Inside the Booth: The CDJs, Mixers, and Workflow Top DJs Rely on Live

Top DJs don’t just show up with a USB and hope for the best. Their live rigs are built around a few proven pieces of gear—usually CDJs, a club-standard mixer, and tightly rehearsed workflow choices that keep sets clean, fast, and adaptable.

Why Top DJs Keep Returning to the Same Live Setup

If you watch a major club night, festival stage, or headline residency long enough, the pattern becomes obvious: the gear changes less than you might expect. The core live DJ setup is still built around CDJs and a mixer, with performance pads, effect units, and headphones filling in the gaps. That isn’t conservatism for its own sake. It’s a workflow choice. The best live rigs are the ones that let DJs stay fast, confident, and flexible under pressure.
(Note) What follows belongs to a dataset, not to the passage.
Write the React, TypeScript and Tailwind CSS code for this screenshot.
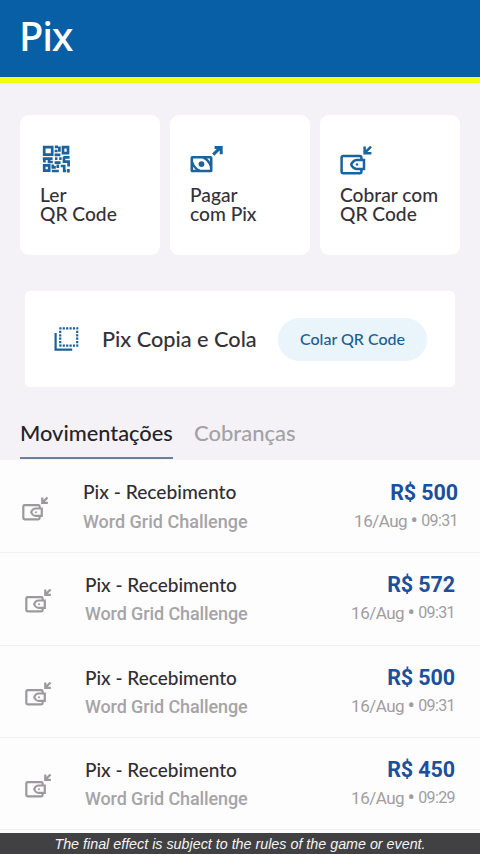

For producers, that live setup matters because it shapes how tracks are prepared in the studio. A club-focused producer often isn’t just writing music; they’re writing for a specific performance environment. That means clean intros, punchy outros, arrangement points for mixing, and stems or extended versions that make sense on CDJs in front of a crowd.

The Centerpiece: CDJs and Why They Dominate

When people say “CDJs,” they’re usually referring to Pioneer DJ-style media players like the CDJ-2000 series or the newer CDJ-3000. In practice, these are not just “decks” in the old sense. They are media players, transport controllers, waveform displays, cue point managers, and track browsing systems all in one. For the working DJ, the main advantage is predictability. A CDJ in a club booth behaves almost exactly like the one in a festival booth.

That consistency is huge. Top DJs often fly from city to city with no time for custom training sessions or unfamiliar software setups. A USB drive loaded with properly analyzed tracks means they can step into almost any booth and perform without friction. The screen, jog wheel response, beatgrid behavior, hot cues, and looping workflow are all standardized enough to trust in high-pressure environments.

From a production standpoint, this pushes artists toward tracks that are easy to navigate live. If your intro is too short, your drop arrives before the DJ can blend. If your arrangement is too chaotic, cueing becomes clumsy. The most DJ-friendly productions usually have deliberate phrase structure, clear drum elements, and enough negative space to make beatmatching and EQ transitions feel musical instead of defensive.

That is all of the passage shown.